**Given instruction**
Don't include pictures. Quote the lines below from the first through the line that contains "import React from".

**Front-end source files**
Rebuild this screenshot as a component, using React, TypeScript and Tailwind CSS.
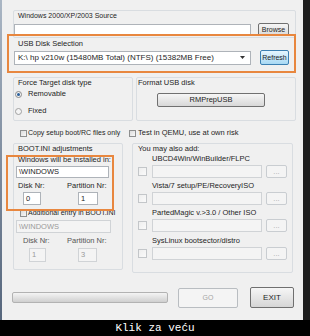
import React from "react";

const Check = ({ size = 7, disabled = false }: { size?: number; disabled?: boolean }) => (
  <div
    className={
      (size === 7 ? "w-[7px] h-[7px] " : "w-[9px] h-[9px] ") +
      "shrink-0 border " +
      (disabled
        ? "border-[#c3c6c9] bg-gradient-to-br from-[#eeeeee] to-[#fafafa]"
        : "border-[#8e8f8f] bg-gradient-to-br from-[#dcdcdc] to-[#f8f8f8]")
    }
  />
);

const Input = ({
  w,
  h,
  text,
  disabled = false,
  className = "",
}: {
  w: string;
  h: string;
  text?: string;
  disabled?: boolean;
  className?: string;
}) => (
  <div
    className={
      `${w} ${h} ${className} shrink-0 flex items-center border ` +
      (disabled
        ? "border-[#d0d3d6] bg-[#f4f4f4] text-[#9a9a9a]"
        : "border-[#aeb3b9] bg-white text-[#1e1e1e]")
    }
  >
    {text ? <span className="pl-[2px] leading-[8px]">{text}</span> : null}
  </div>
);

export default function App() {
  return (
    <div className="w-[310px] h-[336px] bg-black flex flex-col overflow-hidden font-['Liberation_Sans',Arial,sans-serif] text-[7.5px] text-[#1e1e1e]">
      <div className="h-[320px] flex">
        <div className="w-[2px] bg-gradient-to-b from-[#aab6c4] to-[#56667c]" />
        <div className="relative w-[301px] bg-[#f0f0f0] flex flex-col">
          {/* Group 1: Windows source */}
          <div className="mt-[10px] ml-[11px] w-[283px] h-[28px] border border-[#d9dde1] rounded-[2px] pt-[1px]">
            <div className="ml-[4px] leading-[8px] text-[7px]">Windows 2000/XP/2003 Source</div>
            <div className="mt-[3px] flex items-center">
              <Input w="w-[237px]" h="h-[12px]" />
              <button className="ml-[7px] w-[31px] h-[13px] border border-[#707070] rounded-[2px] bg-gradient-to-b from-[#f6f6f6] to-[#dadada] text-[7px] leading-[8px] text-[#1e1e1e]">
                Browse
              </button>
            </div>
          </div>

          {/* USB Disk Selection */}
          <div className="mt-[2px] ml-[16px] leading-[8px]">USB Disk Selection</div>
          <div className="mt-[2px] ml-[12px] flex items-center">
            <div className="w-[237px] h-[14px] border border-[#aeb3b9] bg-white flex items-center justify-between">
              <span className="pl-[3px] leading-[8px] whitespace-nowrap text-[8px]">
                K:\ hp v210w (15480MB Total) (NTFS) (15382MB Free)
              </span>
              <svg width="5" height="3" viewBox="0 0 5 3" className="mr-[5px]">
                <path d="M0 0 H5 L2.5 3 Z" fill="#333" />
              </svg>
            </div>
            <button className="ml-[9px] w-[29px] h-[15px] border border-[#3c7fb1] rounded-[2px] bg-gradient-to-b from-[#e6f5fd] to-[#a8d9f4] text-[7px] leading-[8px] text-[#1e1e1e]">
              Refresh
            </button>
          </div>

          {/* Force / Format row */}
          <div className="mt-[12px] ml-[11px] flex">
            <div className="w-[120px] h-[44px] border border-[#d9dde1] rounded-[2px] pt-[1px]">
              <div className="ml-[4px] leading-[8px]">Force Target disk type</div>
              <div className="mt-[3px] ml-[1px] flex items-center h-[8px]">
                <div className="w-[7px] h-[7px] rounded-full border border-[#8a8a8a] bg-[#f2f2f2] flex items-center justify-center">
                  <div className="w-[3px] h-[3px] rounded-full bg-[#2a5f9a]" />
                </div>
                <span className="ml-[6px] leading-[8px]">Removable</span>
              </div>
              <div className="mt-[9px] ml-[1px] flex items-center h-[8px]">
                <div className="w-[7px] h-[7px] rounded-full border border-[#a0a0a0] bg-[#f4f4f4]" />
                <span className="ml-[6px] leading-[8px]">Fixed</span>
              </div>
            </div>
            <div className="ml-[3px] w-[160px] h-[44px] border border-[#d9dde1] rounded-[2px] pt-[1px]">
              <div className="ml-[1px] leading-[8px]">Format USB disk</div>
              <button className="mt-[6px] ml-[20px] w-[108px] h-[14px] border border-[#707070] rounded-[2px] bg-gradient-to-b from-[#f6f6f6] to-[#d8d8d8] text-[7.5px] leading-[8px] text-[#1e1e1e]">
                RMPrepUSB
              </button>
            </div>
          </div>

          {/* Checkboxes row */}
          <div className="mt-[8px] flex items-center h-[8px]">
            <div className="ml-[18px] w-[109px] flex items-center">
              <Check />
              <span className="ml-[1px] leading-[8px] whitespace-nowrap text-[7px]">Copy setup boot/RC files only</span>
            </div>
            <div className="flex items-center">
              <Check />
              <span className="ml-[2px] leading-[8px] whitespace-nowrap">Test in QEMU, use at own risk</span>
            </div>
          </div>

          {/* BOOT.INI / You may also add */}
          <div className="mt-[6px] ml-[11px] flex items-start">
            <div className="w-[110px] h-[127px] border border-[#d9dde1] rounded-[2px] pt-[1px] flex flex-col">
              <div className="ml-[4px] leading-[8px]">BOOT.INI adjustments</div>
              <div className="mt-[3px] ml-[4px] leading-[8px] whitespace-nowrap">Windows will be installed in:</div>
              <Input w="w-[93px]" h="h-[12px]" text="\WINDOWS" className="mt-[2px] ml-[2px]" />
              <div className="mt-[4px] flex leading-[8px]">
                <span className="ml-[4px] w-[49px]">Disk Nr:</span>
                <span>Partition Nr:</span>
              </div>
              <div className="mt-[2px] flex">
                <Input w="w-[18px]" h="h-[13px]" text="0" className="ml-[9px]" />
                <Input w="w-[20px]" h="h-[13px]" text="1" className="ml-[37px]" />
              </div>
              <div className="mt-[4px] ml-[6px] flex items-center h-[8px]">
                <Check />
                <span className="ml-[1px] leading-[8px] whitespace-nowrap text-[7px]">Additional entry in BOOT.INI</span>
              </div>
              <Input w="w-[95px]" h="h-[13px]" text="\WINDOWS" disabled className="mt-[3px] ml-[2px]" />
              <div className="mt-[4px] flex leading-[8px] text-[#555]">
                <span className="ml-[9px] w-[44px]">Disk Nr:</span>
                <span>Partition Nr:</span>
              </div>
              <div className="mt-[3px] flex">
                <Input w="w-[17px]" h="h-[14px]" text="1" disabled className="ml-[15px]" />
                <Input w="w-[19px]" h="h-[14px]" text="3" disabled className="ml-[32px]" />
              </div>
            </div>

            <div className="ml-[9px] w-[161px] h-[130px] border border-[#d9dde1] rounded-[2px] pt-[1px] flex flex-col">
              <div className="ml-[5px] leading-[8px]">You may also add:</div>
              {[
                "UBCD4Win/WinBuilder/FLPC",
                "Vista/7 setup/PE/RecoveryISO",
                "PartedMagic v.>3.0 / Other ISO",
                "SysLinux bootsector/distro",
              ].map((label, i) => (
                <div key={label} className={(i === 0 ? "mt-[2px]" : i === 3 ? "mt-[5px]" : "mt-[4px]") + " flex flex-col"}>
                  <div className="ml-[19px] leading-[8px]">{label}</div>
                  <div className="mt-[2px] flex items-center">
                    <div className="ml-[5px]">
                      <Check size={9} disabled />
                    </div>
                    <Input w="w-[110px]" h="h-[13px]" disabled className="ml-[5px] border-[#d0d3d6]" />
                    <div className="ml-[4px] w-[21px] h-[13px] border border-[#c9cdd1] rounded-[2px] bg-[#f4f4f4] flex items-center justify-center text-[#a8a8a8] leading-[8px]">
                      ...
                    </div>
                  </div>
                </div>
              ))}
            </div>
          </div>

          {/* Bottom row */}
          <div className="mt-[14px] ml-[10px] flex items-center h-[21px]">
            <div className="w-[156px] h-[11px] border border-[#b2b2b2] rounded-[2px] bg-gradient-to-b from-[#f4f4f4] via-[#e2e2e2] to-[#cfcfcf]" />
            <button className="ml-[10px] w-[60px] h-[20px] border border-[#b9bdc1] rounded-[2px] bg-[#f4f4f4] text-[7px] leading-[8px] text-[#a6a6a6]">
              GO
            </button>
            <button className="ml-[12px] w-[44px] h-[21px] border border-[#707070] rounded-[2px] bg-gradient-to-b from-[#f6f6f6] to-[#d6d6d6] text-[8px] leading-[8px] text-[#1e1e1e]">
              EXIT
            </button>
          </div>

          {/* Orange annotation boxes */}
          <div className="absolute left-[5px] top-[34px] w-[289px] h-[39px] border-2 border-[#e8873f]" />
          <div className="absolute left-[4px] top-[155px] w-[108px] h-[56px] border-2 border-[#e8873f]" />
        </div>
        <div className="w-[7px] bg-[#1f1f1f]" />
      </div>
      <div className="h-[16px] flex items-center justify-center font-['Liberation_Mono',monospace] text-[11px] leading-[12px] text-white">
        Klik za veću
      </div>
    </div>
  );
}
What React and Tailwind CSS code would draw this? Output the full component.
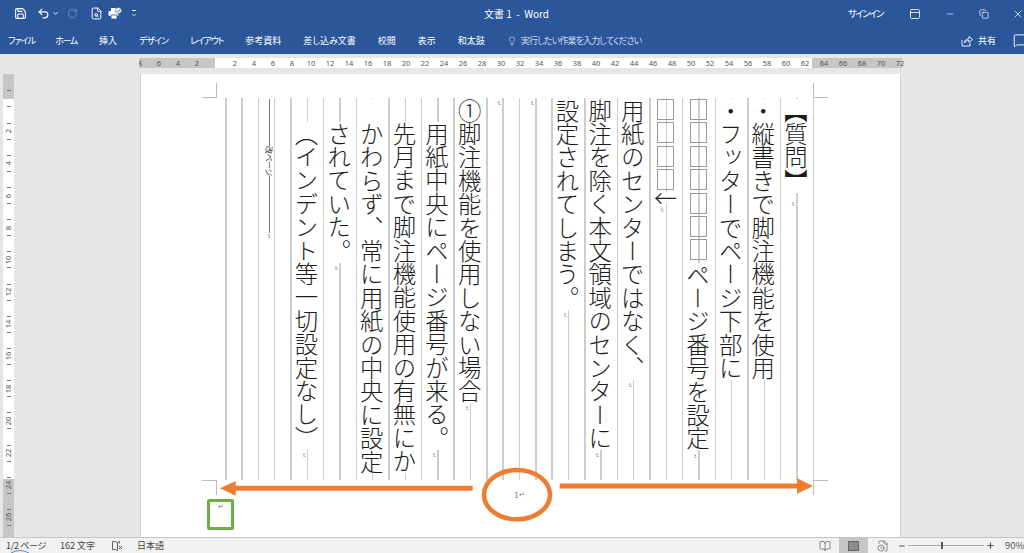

**Written answer**
Rebuild this screenshot as a component, using React, TypeScript and Tailwind CSS.
import React from "react";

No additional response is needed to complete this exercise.